Silence has a whole sound – of nothingness. If you have ever spent more than a minute in an inechoic chamber (where audio engineers can measure sound accurately since there are no echoes or reflections from the walls or other surfaces) the total quiet can be weird, but it’s also a wonderful sensation. I looked at 78 properties for the absence of all road and aircraft noise before I eventually bought this one. All I hear at night is the rain or the mating calls of the foxes and the hoots of our local owl in a tree nearby.

At the other end of the spectrum is Leicester Square. The poor office workers there have been forced to take phone calls in cupboards to get away from the overwhelming noise from the very many buskers playing outside their windows.
Hell, as Jean-Paul Sartre reminds us, is other people, and rarely more so when they play amplified songs time and time again at maximum volume to attract the coins of the passers by.

A judge ruled last month that such levels of noise was a public nuisance akin to psychological torture and ordered Westminster Council, the local authority for the area in the heart of London, to bring it to an end.

The court claim against the council had been made by Global Radio, a media firm with offices in the Square, after complaints to the council that their staff were unable to work, and the firm’s complaints to the council had been unheeded.

The firm told the judge that life became intolerable especially when the buskers played out of tune and repeated the same mangled songs constantly. The most irritating was Neil Diamond’s “Sweet Caroline”. The manager of the Hippodrome told the court the noise was akin to torture.
In response to the court order the council will be notifying buskers this week in the Square that both pitches are out of bounds until further notice while they consider a possible appeal and any appropriate revisions to the busking regime.
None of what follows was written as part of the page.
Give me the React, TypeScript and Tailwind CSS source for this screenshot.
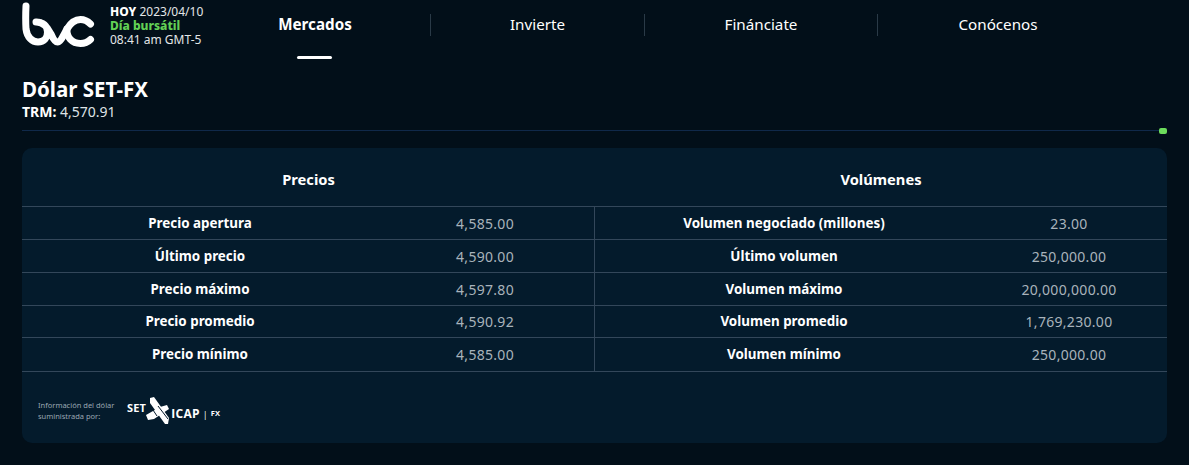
const font = { fontFamily: '"Noto Sans", "Open Sans", sans-serif' };

function Logo() {
  return (
    <svg width="74" height="46" viewBox="0 0 74 46" className="shrink-0" fill="none" stroke="#fff" strokeWidth="7" strokeLinecap="round" strokeLinejoin="round">
      <path d="M4 5 C3.6 13 3.6 21 4 28 C5 36 10 41 16 41 C22 41 25.5 36.5 25.5 31 C25.5 25 21 21 14 21 C22 20.5 26 27 29 33 C31 37.5 33 41 35.5 41 C38.5 41 41 35 45 28 C48.5 22 53 18.5 58.5 18.5 C62.5 18.5 66 20.5 68.5 23" />
      <path d="M68.5 38.5 C66 41 62.5 42.5 58.5 42.5 C50 42.5 44.5 36.5 45 28" />
    </svg>
  );
}

function SetIcap() {
  return (
    <div className="flex items-center text-white font-bold ml-[39px]" style={{ fontFamily: '"Open Sans", sans-serif' }}>
      <span className="text-[11px] leading-none mb-[8px] tracking-[0.2px]">SET</span>
      <svg width="27" height="28" viewBox="0 0 27 28" className="-ml-[1px]" fill="#fff">
        <polygon points="5,1 9,0 24,21 23,27 20,27 5,6" />
        <polygon points="1,18 15,10 22,8 24,12 9,22 3,23" />
        <path d="M13 9 L23 22 M8 13 L12 19" stroke="#041a2c" strokeWidth="1" fill="none" />
      </svg>
      <span className="text-[12px] leading-none mt-[6px] -ml-[1px] tracking-[0.3px]">ICAP</span>
      <span className="text-[9px] leading-none mt-[6px] ml-[3px] font-normal">|</span>
      <span className="text-[7.5px] leading-none mt-[6px] ml-[3px]">FX</span>
    </div>
  );
}

const left = [
  ["Precio apertura", "4,585.00"],
  ["Último precio", "4,590.00"],
  ["Precio máximo", "4,597.80"],
  ["Precio promedio", "4,590.92"],
  ["Precio mínimo", "4,585.00"],
];
const right = [
  ["Volumen negociado (millones)", "23.00"],
  ["Último volumen", "250,000.00"],
  ["Volumen máximo", "20,000,000.00"],
  ["Volumen promedio", "1,769,230.00"],
  ["Volumen mínimo", "250,000.00"],
];

function Row({ label, value, side }: { label: string; value: string; side: "l" | "r" }) {
  return (
    <div className="flex h-full items-center">
      <div className={side === "l" ? "w-[356px] text-center text-[13.4px] font-bold text-white" : "w-[378px] text-center text-[13.4px] font-bold text-white"}>{label}</div>
      <div className={side === "l" ? "w-[214px] text-center text-[14px] text-[#a9b3bb] tracking-[0.3px]" : "w-[192px] text-center text-[14px] text-[#a9b3bb] tracking-[0.3px]"}>{value}</div>
    </div>
  );
}

export default function App() {
  return (
    <div className="w-[1189px] h-[465px] overflow-hidden bg-[#020f19] text-white" style={font}>
      <header className="flex h-[62px]">
        <div className="w-[204px] pl-[22px] pt-[1px] flex items-start gap-[14px]">
          <Logo />
          <div className="text-[12px] leading-[14px] text-[#e3e6e8] pt-[4px] whitespace-nowrap">
            <div><b className="font-extrabold text-white">HOY</b> 2023/04/10</div>
            <div className="font-extrabold text-[#62d155]">Día bursátil</div>
            <div>08:41 am GMT-5</div>
          </div>
        </div>
        <nav className="flex text-[15.2px] text-white">
          <div className="relative w-[222px] mr-[4px] flex justify-center pt-[13px]">
            <span className="font-bold">Mercados</span>
            <span className="absolute left-[93px] top-[56px] w-[35px] h-[3px] rounded-full bg-white" />
          </div>
          <div className="w-px h-[22px] mt-[14px] bg-[#2a3a47]" />
          <div className="w-[213px] flex justify-center pt-[13px]">Invierte</div>
          <div className="w-px h-[22px] mt-[14px] bg-[#2a3a47]" />
          <div className="w-[232px] flex justify-center pt-[13px]">Finánciate</div>
          <div className="w-px h-[22px] mt-[14px] bg-[#2a3a47]" />
          <div className="w-[240px] flex justify-center pt-[13px]">Conócenos</div>
        </nav>
      </header>

      <main className="px-[22px]">
        <h1 className="text-[20.5px] leading-[26px] font-bold mt-[14px]">Dólar SET-FX</h1>
        <p className="text-[14px] leading-[18px] text-[#dfe3e6] mt-[1px]"><b className="font-bold text-white">TRM:</b> 4,570.91</p>

        <div className="relative h-px bg-[#10294a] mt-[9px]">
          <div className="absolute right-0 -top-[2px] w-[8px] h-[6px] rounded-[2px] bg-[#6cdc5c]" />
        </div>

        <section className="mt-[17px] h-[295px] rounded-[10px] bg-[#041b2c]">
          <div className="flex h-[58px] items-center pt-[4px] text-[14.7px] font-bold">
            <div className="w-[573px] text-center">Precios</div>
            <div className="flex-1 text-center">Volúmenes</div>
          </div>
          <div className="grid grid-cols-[573px_572px] grid-rows-[33px_33px_33px_32px_33px] border-t border-b border-[#33475a] h-[166px]">
            {left.map((l, i) => (
              <div key={l[0]} className="contents">
                <div className={i < 4 ? "border-r border-b border-[#33475a]" : "border-r border-[#33475a]"}>
                  <Row label={l[0]} value={l[1]} side="l" />
                </div>
                <div className={i < 4 ? "border-b border-[#33475a]" : ""}>
                  <Row label={right[i][0]} value={right[i][1]} side="r" />
                </div>
              </div>
            ))}
          </div>
          <div className="flex items-start pl-[16px] pt-[25px]">
            <p className="text-[7.5px] leading-[11px] text-[#9aa7b2] w-[50px] mt-[3px] whitespace-nowrap">Información del dólar<br />suministrada por:</p>
            <SetIcap />
          </div>
        </section>
      </main>
    </div>
  );
}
The Council accept they might be regarded as killjoys but they also owe a duty to protect residents and business workers. Since last September the Council has prosecuted seven individuals with fines imposed of up to £1600 and equipment seizures.

That is to be applauded but what for me is worse is the appalling noise of office demolition and construction in our cities. At a previous office off Chancery Lane, the building opposite was being demolished. It was a vile 1960s “brutal” design of bare concrete of zero architectural merit. It must have been designed to be a fortress because the beams were thick with masses of steel all of which required cutting with what resembled a giant lobster’s claws. The dreadful noise as bulky lumps of steel and concrete were dropped into massive skips was really intolerable!!! How the workers did not go deaf or mad even with ear protectors baffled me. That site was truly one of Dante’s lower circles of Hell.